Some more specific details on this and other changes to reduce the memory footprint of my suffix tree implementation are in the Problem-specific optimizations section of the Suffix Tree project page.
When I tested out my program after the memory optimizations, I was delighted to see it met the problem requirements: lookups were lightning fast, well under 0.1ms using the machine I had back then (based on an Intel Q6600 2.4GHz CPU) and the unit tests I had written gave me good confidence that the program behaved as required.
I packaged up the solution as a WAR archive, wrote a brief README file outlining design considerations and instructions on how to run it (just deploy on a bare Tomcat 6 server) and sent it over email. Almost a year later, I was packing my bags and moving to Amsterdam to join Google (which had by then acquired ITA Software).
I owe it in no small part to the fun I had with this coding puzzle.

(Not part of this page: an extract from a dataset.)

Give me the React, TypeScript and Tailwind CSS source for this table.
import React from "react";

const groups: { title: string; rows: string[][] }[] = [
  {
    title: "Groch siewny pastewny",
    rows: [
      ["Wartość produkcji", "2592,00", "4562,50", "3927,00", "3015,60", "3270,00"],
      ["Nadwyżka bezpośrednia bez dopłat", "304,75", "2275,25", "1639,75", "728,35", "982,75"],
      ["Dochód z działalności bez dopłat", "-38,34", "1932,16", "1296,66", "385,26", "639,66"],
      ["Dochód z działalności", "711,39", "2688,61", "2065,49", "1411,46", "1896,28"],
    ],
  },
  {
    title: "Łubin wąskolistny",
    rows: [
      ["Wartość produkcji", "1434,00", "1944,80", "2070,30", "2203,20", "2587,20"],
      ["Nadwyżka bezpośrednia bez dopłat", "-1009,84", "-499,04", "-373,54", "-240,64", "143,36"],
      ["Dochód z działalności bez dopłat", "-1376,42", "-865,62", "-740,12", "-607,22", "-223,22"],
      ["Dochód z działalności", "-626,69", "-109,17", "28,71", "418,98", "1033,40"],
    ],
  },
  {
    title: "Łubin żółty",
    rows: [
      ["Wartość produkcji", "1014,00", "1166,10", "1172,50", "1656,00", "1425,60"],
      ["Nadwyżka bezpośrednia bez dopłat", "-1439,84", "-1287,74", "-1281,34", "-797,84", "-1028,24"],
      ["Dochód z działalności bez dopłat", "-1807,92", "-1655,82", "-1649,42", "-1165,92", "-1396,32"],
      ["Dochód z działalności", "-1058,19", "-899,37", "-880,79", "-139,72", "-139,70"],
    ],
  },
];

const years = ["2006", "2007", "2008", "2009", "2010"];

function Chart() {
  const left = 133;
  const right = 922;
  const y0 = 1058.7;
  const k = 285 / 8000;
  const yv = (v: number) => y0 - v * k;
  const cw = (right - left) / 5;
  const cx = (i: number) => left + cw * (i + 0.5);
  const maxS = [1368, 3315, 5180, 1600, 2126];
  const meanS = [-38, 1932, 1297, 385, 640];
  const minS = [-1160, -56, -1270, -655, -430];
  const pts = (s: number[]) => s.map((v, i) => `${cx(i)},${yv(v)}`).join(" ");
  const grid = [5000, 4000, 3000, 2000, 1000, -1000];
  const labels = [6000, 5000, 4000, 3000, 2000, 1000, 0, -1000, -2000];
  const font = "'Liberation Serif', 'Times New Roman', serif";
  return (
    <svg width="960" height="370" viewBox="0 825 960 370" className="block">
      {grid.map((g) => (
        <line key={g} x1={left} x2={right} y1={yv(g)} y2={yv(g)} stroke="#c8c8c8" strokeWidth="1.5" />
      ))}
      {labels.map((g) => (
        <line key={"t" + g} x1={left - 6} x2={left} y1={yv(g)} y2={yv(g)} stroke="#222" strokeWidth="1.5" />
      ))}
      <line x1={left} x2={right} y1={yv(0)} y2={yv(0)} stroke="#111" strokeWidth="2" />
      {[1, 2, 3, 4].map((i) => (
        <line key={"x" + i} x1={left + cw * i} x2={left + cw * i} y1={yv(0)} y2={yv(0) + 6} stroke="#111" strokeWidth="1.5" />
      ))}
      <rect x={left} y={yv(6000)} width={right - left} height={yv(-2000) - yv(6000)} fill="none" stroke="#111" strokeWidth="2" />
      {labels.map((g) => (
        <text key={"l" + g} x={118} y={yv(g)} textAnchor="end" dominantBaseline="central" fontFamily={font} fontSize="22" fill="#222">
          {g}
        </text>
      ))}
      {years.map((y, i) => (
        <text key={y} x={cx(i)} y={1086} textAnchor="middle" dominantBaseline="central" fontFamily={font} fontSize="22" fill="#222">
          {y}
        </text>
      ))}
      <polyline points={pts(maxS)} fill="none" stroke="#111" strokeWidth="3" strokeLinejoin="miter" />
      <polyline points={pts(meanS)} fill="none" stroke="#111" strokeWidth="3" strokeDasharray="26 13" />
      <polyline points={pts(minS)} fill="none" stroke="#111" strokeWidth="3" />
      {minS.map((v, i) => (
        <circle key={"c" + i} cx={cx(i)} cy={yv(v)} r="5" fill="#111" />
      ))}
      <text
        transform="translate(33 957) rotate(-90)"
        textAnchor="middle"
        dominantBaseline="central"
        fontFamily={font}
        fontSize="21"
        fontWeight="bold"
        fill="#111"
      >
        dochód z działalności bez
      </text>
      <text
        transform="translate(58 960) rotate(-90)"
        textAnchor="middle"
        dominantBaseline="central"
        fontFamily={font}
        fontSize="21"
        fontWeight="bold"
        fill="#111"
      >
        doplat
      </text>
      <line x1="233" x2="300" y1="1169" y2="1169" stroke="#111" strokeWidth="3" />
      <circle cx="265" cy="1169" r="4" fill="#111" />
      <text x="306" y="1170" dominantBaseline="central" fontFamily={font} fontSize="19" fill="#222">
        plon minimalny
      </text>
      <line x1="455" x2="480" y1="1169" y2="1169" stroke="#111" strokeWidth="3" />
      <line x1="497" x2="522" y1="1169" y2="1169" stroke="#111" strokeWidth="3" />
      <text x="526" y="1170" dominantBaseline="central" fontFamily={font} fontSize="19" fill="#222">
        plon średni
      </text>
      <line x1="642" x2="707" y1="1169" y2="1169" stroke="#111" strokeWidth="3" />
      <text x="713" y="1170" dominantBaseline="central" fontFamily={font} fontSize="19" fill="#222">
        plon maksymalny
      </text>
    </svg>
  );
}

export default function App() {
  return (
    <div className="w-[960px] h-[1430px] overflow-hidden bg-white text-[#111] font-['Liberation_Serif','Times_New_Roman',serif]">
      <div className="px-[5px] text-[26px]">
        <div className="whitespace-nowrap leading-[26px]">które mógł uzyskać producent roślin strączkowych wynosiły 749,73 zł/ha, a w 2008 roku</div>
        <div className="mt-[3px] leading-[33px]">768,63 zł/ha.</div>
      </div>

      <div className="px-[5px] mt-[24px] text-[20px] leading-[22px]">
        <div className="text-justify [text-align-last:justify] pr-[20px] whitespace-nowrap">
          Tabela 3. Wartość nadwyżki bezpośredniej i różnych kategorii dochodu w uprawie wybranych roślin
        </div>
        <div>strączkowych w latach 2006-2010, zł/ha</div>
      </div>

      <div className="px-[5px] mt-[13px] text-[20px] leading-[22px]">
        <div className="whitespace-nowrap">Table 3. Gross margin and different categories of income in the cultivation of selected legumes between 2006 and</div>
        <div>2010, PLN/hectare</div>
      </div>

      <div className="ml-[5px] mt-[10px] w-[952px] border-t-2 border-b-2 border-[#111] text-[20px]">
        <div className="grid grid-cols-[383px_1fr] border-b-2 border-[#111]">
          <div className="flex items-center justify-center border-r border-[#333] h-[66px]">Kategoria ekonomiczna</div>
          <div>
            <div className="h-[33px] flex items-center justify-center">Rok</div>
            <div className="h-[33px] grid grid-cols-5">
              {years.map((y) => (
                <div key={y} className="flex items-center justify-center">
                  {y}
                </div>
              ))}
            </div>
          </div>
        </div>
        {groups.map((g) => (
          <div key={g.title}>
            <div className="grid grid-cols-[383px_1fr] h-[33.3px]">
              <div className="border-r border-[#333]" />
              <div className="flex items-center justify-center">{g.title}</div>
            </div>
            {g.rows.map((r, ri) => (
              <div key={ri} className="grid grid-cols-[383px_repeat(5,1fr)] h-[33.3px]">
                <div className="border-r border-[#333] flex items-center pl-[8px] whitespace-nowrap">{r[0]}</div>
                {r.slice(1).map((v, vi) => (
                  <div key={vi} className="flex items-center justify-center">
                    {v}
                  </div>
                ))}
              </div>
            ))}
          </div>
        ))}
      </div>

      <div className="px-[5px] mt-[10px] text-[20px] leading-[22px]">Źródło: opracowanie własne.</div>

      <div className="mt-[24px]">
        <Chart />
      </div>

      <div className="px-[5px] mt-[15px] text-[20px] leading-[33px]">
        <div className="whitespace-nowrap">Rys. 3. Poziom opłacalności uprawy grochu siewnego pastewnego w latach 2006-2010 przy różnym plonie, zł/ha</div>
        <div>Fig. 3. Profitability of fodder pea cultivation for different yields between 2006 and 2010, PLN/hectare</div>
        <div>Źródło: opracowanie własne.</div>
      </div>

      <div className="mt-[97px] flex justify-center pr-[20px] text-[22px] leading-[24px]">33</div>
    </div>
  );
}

When I think of how much I enjoyed the time I spent building Instant Search, I think it must be because it required both breadth (to design a full stack application, albeit a simple one) and depth (to research the best data structure for the job and follow up with optimizations as required). It allowed me to combine my background as a generalist with my interest with the theoretical foundations of Computer Science.

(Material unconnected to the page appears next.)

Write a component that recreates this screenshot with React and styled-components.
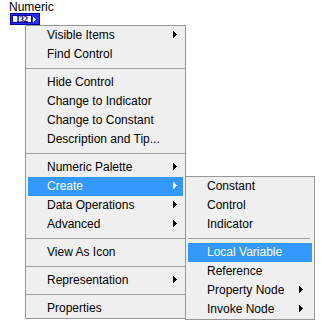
import styled, { createGlobalStyle } from 'styled-components'

const GlobalStyle = createGlobalStyle`
  body {
    margin: 0;
    background: #fff;
    font-family: "Liberation Sans", Arial, sans-serif;
  }
`

const Page = styled.div`
  position: relative;
  width: 322px;
  height: 324px;
  padding: 2px 0 0 9px;
  box-sizing: border-box;
  overflow: hidden;
`

const Caption = styled.div`
  font-size: 12px;
  line-height: 11px;
  color: #000;
`

const NumControl = styled.div`
  display: flex;
  align-items: stretch;
  width: 30px;
  height: 12px;
  margin: 0 0 0 1px;
  box-sizing: border-box;
  border: 1px solid #00009a;
  background: #2b2bff;
  padding: 1px;
`

const NumField = styled.div`
  flex: 1;
  background: #fff;
  border: 1px solid #00009a;
  display: flex;
  align-items: center;
  justify-content: center;
  overflow: hidden;
  font: bold 9px/1 "Liberation Serif", serif;
  letter-spacing: -0.3px;
  color: #00008a;
`

const RepTab = styled.div`
  width: 6px;
  display: flex;
  align-items: center;
  justify-content: center;
`

const Menu = styled.div`
  position: absolute;
  left: ${({ $sub }) => ($sub ? 'calc(100% + 2px)' : '25px')};
  top: ${({ $sub }) => ($sub ? '-1px' : '25px')};
  width: ${({ $width }) => $width}px;
  box-sizing: border-box;
  background: #f0f0f0;
  border: 1px solid #979797;
  padding: 0 2px;
  font-size: 12px;
  color: #000;
  z-index: ${({ $sub }) => ($sub ? 2 : 1)};
`

const Item = styled.div`
  position: relative;
  display: flex;
  align-items: center;
  height: 19px;
  padding: 0 ${({ $gap }) => $gap}px 2px 19px;
  box-sizing: border-box;
  background: ${({ $active }) => ($active ? '#3399ff' : 'transparent')};
  color: ${({ $active }) => ($active ? '#fff' : '#000')};
  white-space: nowrap;
`

const ItemLabel = styled.span`
  flex: 1;
`

const Separator = styled.div`
  height: 9px;
  display: flex;
  align-items: center;
  margin: ${({ $margin }) => $margin};

  &::after {
    content: '';
    flex: 1;
    height: 1px;
    background: #a0a0a0;
  }
`

const Arrow = () => (
  <svg width="4" height="7" viewBox="0 0 4 7" shapeRendering="crispEdges">
    <rect x="0" y="0" width="1" height="7" fill="currentColor" />
    <rect x="1" y="1" width="1" height="5" fill="currentColor" />
    <rect x="2" y="2" width="1" height="3" fill="currentColor" />
    <rect x="3" y="3" width="1" height="1" fill="currentColor" />
  </svg>
)

const mainItems = [
  { label: 'Visible Items', sub: true },
  { label: 'Find Control' },
  { sep: true },
  { label: 'Hide Control' },
  { label: 'Change to Indicator' },
  { label: 'Change to Constant' },
  { label: 'Description and Tip...' },
  { sep: true },
  { label: 'Numeric Palette', sub: true },
  { label: 'Create', sub: true, active: true, open: true },
  { label: 'Data Operations', sub: true },
  { label: 'Advanced', sub: true },
  { sep: true },
  { label: 'View As Icon' },
  { sep: true },
  { label: 'Representation', sub: true },
  { sep: true },
  { label: 'Properties' },
]

const createItems = [
  { label: 'Constant' },
  { label: 'Control' },
  { label: 'Indicator' },
  { sep: true },
  { label: 'Local Variable', active: true },
  { label: 'Reference' },
  { label: 'Property Node', sub: true },
  { label: 'Invoke Node', sub: true },
]

function MenuList({ items, gap, sepMargin, children }) {
  return items.map((item, i) =>
    item.sep ? (
      <Separator key={i} $margin={sepMargin} />
    ) : (
      <Item key={i} $active={item.active} $gap={gap}>
        <ItemLabel>{item.label}</ItemLabel>
        {item.sub && <Arrow />}
        {item.open && children}
      </Item>
    )
  )
}

export default function App() {
  return (
    <Page>
      <GlobalStyle />
      <Caption>Numeric</Caption>
      <NumControl>
        <NumField>I32</NumField>
        <RepTab>
          <svg width="4" height="5" viewBox="0 0 4 5" shapeRendering="crispEdges">
            <rect x="0" y="0" width="1" height="5" fill="#fff" />
            <rect x="1" y="1" width="1" height="3" fill="#fff" />
            <rect x="2" y="2" width="1" height="1" fill="#fff" />
          </svg>
        </RepTab>
      </NumControl>
      <Menu $width={161}>
        <MenuList items={mainItems} gap={6} sepMargin="0 -2px">
          <Menu $sub $width={130}>
            <MenuList items={createItems} gap={9} sepMargin="0 2px 0 0" />
          </Menu>
        </MenuList>
      </Menu>
    </Page>
  )
}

The careful choice of specifying both memory and runtime constraints as part of the problem requirements made the challenge much more fun. When the first version I coded did not work, I was able to reuse my experience with memory profiling tools to identify which optimizations to follow up with. At the same time, I built a stronger understanding of Java’s internals and learned a lot more about implementation details I had, until then, just given for granted.
When ITA retired Instant Search (and other programming puzzles1), I decided to release the Java Generalized Suffix Tree as open source for others to use. Despite the many problem-specific optimizations I ended up making, it is generic enough that has been used in a few other applications since I built it, which gives me one more thing to be thankful for.